In fact, I am so NOT vain that, once, I went around Uni for a day of lectures looking like this:
I’m sure you can figure out which one is me.
I mentioned this event briefly in one of my comment boxes. We were the openers for the Melbourne University Drama Festival Parade, which is supposed to kick off three weeks of drama events at the Uni.
We were supposed to be like mud people or something because the festival is called MUDFest for short. And we walked around banging on pots and pans. Generally, our job was to look crazy and make a din. And since the parade was in the morning, I attended lectures and tutorials in this get-up all day after that.
But again I digress. So I was saying I hate that people keep assuming I have rebonded hair just because rebonded hair is the rage.
Let me present to you a parallel case for comparison.
Let’s say there’s this woman born with huge boobs.
Now, because boob jobs are so common these days, people she meets start assuming that she’s had a boob job. Wouldn’t she be frustrated to have all these people come up to talk to her about her “boob job”?
To complicate things a bit, wouldn’t it totally piss her off if she, in fact, hated her boobs because she thought they were too big and cumbersome, or maybe she’s into athletics and the boobs get in the way?
So, I was in this state of mind this morning, thinking that hair rebonding is a curse.
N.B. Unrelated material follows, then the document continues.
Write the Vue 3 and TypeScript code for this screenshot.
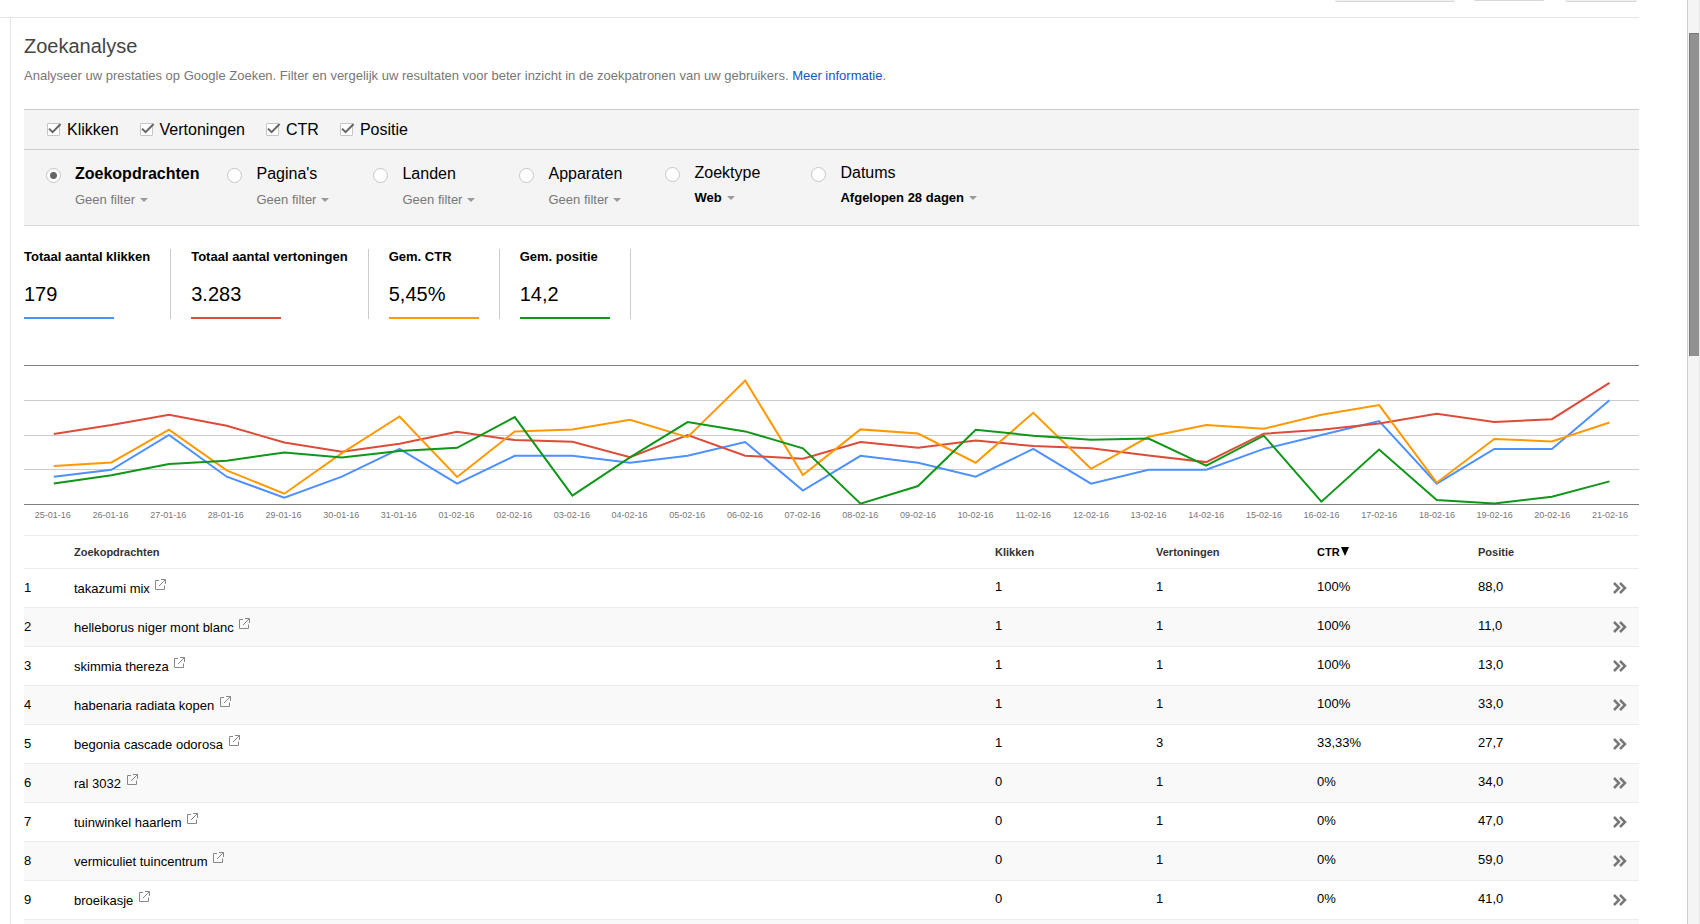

Coincidentally, I also needed to go to the store to buy some shampoo.
I’m at the store and picking out my usual shampoo. I’m about to go pay when this lady pops out of nowhere and tries to sell me a new shampoo.
She’s holding out this bottle and waxing lyrical over its incredible hair enhancing qualities. On the bottle, these words in big, bold letters jump out at me:
On the side are smaller words that say something like “For chemically treated or damaged hair”.
I cut her off mid-sentence and say, quite politely, with a friendly smile, “My hair is not rebonded.”
And she says, “Oh, it’s not only for rebonded hair. You can use it on hair that’s been dyed or dry or treated with chemicals.”
And I say, “I don’t do anything to my hair.”
“Oh,” she says, looking a little worried, and then she scurries over to her corner where her products are displayed and plucks out another bottle.
“Here!” she says triumphantly, “We have a version for normal hair, too!”
Now, I wasn’t offended or anything — she’s just doing her job — and I kind of almost wanted to buy it.
But for two details.
One, the shampoo doesn’t come with a matching conditioner (the lady says this shampoo is so good it doesn’t need conditioner). But I’m wary of “too-good-to-be-true” things until it’s been proven and recommended by many people.
Two, it is made by Follow Me and I have some problems with Follow Me. I think their commercials are stupid (those that I saw long ago, anyway, before I gave up watching TV), and I think that Follow Me is an absolutely ridiculous name for a brand.
But I might try it out one day, anyway, just for kicks, because I like trying out new things. But now, I just don’t feel too adventurous because I’m on a tight budget.
Having said all that, I have to admit that part of me is secretly pleased that I was born with something that girls all over the world are paying good money to get.
The only trouble is that I don’t think it looks good on me and I don’t want to have people mistakenly think that I’m paying all this money to get something that doesn’t look good on me. That would make me feel so misunderstood.
I was discussing this with a friend earlier and I said, “My hair isn’t even THAT straight! The back curls out a bit because of the layering. How does it look rebonded??”
And he said, “That’s true. Your hair looks like it was rebonded six months ago and now it has grown out and you’re too lazy to maintain it.”
Like, how about smearing salt onto my wounds and then setting an army of maggots on them!
Perhaps I shall, from now on, roll my hair up in a bun and wear it in a baseball cap. That should save me all the trouble!